Once more we are obliged to consider statues. The name of Eric Gill (1882-1940) has come before us – and not for the best of reasons. Guildford Cathedral staff are reviewing his sculptures adorning the cathedral on account of his gross domestic misbehaviour – including incest and bestiality. His sculptures at the BBC have been damaged. Gill is otherwise known for his exquisite typography that has graced our public life.
We run here into a well-known dilemma in 19th and 20th century Britain. Yeats described it as the choice between perfection of the life and of the work. It was necessary to make a choice between being a saint and being an artist. Artists and others were often accustomed to taking opiates, Thomas de Quincy and Samuel Taylor Coleridge are among users. Sherlock Holmes became a famous – even though non-existent – addict.
It often happens that a man’s work – his paintings, his music, his literary output – is at odds with his private life. We have to make our minds up about his legacy. It is likely to seem irresponsible to ban his works when his daily life contradicts what he has painted or composed or written, rather like cutting off one’s nose to spite one’s face. But a reputation based on a refusal to acknowledge the mis-match stores up trouble for the future.

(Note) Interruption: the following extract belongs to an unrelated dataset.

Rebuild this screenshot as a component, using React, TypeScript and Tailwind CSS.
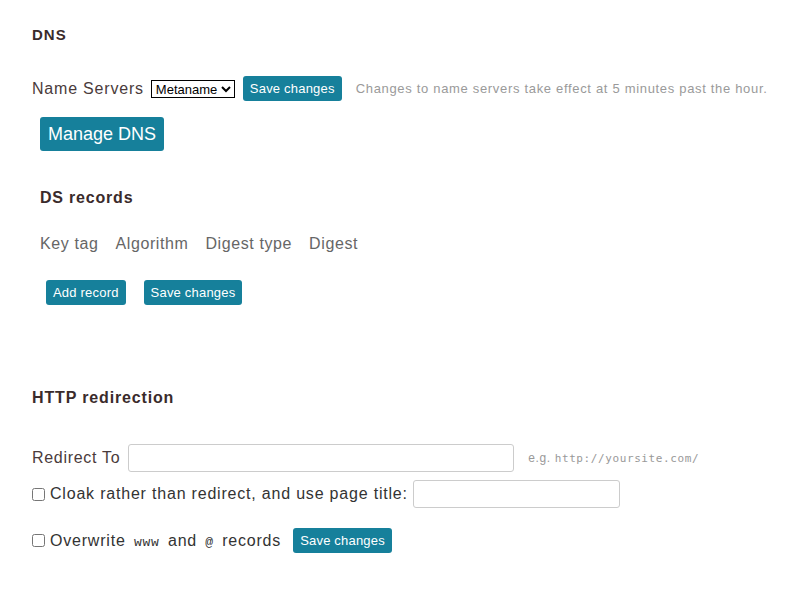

George Bernard Shaw addressed the problem in ‘Major Barbara’. Was it right to take money from an armaments firm to fund social work? Was it acceptable for philanthropic institutions founded on profits from quack medicines to gain shining reputation they made for themselves and their founders? And, going further afield, was it right that factory-owners should receive tributes from customers when products had been achieved by the mis-treatment of women workers?
We run into networks of problems when we consider the way that inventors, engineers, backers and others have worked together to bring prosperity to our society. We have to recognise that there are no easy answers and that most of us enjoy benefits gained by people we have never met and never shall to whom we owe at least an apology and an attempt to understand what was happening.
PRB
Holman Hunt, Millais, D.G. Rossetti came together in 1848 with three others to form the Pre-Raphaelite Brotherhood, a group of painters aiming to go back beyond Raphael to an age of simpler art. Their ideals and practice caused controversy. It was said they thought themselves to be better than Raphael. The group’s best-known painting is probably Hunt’s ‘The Light of the World’ in St Paul’s cathedral and Keble College, Oxford.